A former Senate staffer named Tara Reade has accused Joe Biden of sexually assaulting her in 1993, an accusation which gained further credibility on Monday when Business Insider reported that one of Reade’s former neighbors recalls Reade having told her about the alleged incident in detail in the mid-’90s.
Biden’s defense, so far, has involved keeping his distance from the story. The presumptive Democratic presidential nominee has said, through a spokeswoman, that he did not assault Reade, but he has yet to address the accusation himself in public. His campaign has meanwhile signaled its confidence in Biden’s good reputation to an extent that reads as arrogance.

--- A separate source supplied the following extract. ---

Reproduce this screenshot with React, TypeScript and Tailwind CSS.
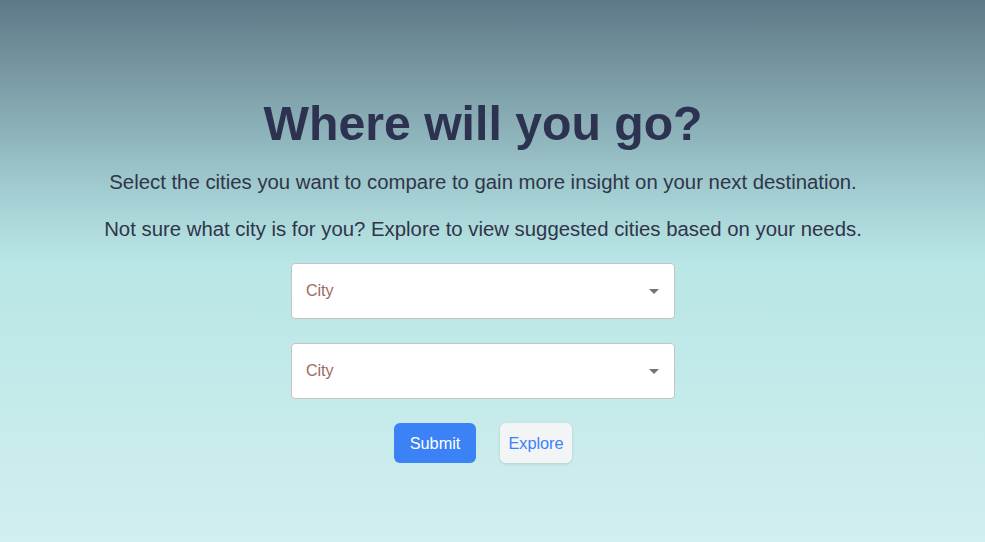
import React from "react";

function Select() {
  return (
    <div className="flex h-[56px] w-[384px] items-center justify-between rounded-[4px] border border-[#c4c4c4] bg-white pl-[14px] pr-[15px]">
      <span className="text-[16px] text-[#9a6b5e]">City</span>
      <svg width="10" height="5" viewBox="0 0 10 5" className="mt-[1px]">
        <path d="M0 0 L10 0 L5 5 Z" fill="#757575" />
      </svg>
    </div>
  );
}

export default function App() {
  return (
    <div
      className="min-h-[542px] w-full bg-[linear-gradient(180deg,#5e7887_0%,#a7d3d6_38%,#b9e6e6_49%,#d1efee_100%)]"
      style={{ fontFamily: '"Liberation Sans", Arial, sans-serif' }}
    >
      <div className="flex w-[966px] flex-col items-center pt-[99px] text-[#2d3250]">
        <h1 className="text-[48.2px] font-bold leading-[48px]">Where will you go?</h1>
        <p className="mt-[21px] text-[20.35px] leading-[28px] text-[#30354a]">
          Select the cities you want to compare to gain more insight on your next destination.
        </p>
        <p className="mt-[19px] text-[20.35px] leading-[28px] text-[#30354a]">
          Not sure what city is for you? Explore to view suggested cities based on your needs.
        </p>
        <div className="mt-[20px] flex flex-col gap-[24px]">
          <Select />
          <Select />
        </div>
        <div className="mt-[24px] flex gap-[24px]">
          <button className="h-[40px] w-[82px] rounded-[6px] bg-[#3b82f6] text-[16.3px] text-white">
            Submit
          </button>
          <button className="h-[40px] w-[72px] rounded-[6px] bg-[#f3f4f6] text-[16.3px] text-[#3b82f6] shadow-[0_1px_3px_rgba(0,0,0,0.12)]">
            Explore
          </button>
        </div>
      </div>
    </div>
  );
}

On Tuesday, for example, the candidate made an online appearance with Hillary Clinton, who was reportedly involved in some of Bill Clinton’s efforts to discredit women who said (truthfully, in at least some cases) that they’d had extramarital affairs with him or suffered unwelcome advances. The subject became an issue during her presidential race—and while that was to some extent because it was raised in bad faith by Donald Trump, she is, regardless, not widely seen as a credible character witness for men accused of misbehavior. On Thursday, the Biden campaign announced that its vice presidential selection committee will include former Connecticut Sen. Christopher Dodd, a longtime friend and political ally of Biden’s whose own history on the subject of sexual assault is, at the least, unsavory.
Most directly, it’s public record that a D.C. waitress named Carla Gaviglio accused Dodd and the late Massachusetts Sen. Ted Kennedy of sexually assaulting her at the restaurant where she worked in 1985. According to Gaviglio, Kennedy and Dodd were both drunk in a private room when Kennedy threw her into a seated Dodd’s lap and rubbed his genitals against her until other staffers intervened.
It’s not the only account in which Dodd served as Kennedy’s lecherous wingman: The late actress Carrie Fisher, in a memoir, wrote that she went on a group date in 1985 with Dodd during which Kennedy asked her leeringly if she would be “having sex with Chris” and/or would “have sex with Chris in a hot tub,” behavior which she says Dodd observed with “an unusual grin hanging on his very flushed face.” In 1990, a writer at the D.C. paper Roll Call described Kennedy and Dodd to GQ magazine as “two guys in a fraternity who have been loosed upon the world.”
Dodd, moreover, was a leading Democratic recipient of donations by Harvey Weinstein, whom he referred to as his “good friend” in a 2011 New York Times interview. After he left the Senate in 2011, Dodd became the chairman of the Motion Picture Association of America. “I’ve known Harvey for 25, 30 years, and we’ve been friends,” Dodd told the Hollywood Reporter in 2012. “He was very helpful to me as a candidate for Congress and as a senator over the years.” Informal accounts of Weinstein’s frequent sexual misconduct were widely, widely circulated well before they were ultimately made public in New York Times and New Yorker exposés, and he is now in prison after having been convicted of third-degree rape and first-degree commission of a criminal sexual act (forced oral sex).
Defenses of Biden that have been made by his campaign and by Democratic surrogates have emphasized not just that he denies Reade’s allegations but that he embodies the decency of a person who could never be associated with such acts. That message is undermined by his decision to remind the public of his long association with Dodd, who at best was passively adjacent to, and at worst complicit in, the behavior of two notorious, powerful men during the era in which Biden—then, himself, one of the most prominent politicians in the country—is accused of assaulting Reade.